Her technique emphasizes texture to convey deeper meanings, with layered stitching and unraveling threads symbolizing resilience, adaptation, and loss. The intricate embroidery, rich in detail, transforms everyday objects and spaces into emotionally charged representations of shifting communities. Through her approach, Calderón highlights the impact of gentrification, migration, and economic struggle, weaving together narratives that resonate beyond personal history.

The artist’s creative process is deeply personal and meditative, rooted in a tradition passed down through generations. Each piece begins with a drawing, transferred to a pattern, and then embroidered by hand. This meticulous approach recalls childhood moments spent sewing with her grandmother, transforming embroidery into a space for reflection and preservation. Through her work, Calderón honors the memories of places and people, ensuring their presence remains stitched into history.”

Statement

I create bodies of conceptual work that focus on the social philosophical aspects of historical (re)memory, privilege, and consequence. My multi-media approach allows me to make work from various vantage points unencumbered by medium. 

I received my art education from my own school of practical art experience that I call the "Mott Haven Art School"; a playful reference to my 17+ years living and working in the South Bronx artist community. With no formal art training, I researched and critiqued like a wry sociologist, figuring out my own path to creating work that allows me to speak of issues that affect not only me but the community in which I come from.

For over 15 years I have dedicated my practice to using embroidery - A skill taught to me as a child, passed down through generations of Puerto Rican seamstresses - to reinterpret and renegotiate this familial skill into a visual language of labor. Through the use of historical allusion, this work weaves a generational history and retrospection of Puerto Rican home needleworking by referencing the postcolonial industrialization they were and are subjected to. It speaks to continued modern-day demands of labor, worker subjectivity, and inherent socioeconomic realities.

Bio

Self-taught multimedia artist Melissa Calderón creates bodies of conceptual work around central themes exploring social and political landscapes, drawing upon historical and philosophical references of power, fragility and perception.
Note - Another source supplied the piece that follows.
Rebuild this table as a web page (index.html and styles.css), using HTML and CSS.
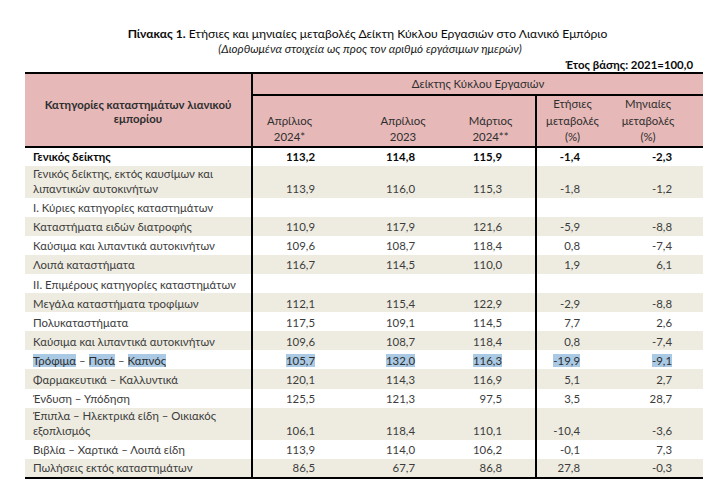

She has exhibited her work at El Museo del Barrio, The Bronx Museum of the Arts, The Queens Museum, Socrates Sculpture Park, The Portland Museum of Art, The Schomburg Center, Arsenal de la Puntilla and Galería 20/20, SmackMellon, CUNY Hunter College, among others. In 2023, she had a solo micro retrospective of embroidery works - All the Unheard -  at Espacio Reunión in San Juan, Puerto Rico.

Melissa is a PEPATIAN artist; a South Bronx-based organization dedicated to creating, producing and supporting contemporary multi-disciplinary art by Latino & Bronx-based artists founded by visual artist Pepon Osorio and dancer/choreographer Merian Soto. Her work has been recently included in Public Art in Public Spaces published by Madison Square Park Conservancy and Latinx Art: Artists, Markets, and Politics by Arlene Davila. 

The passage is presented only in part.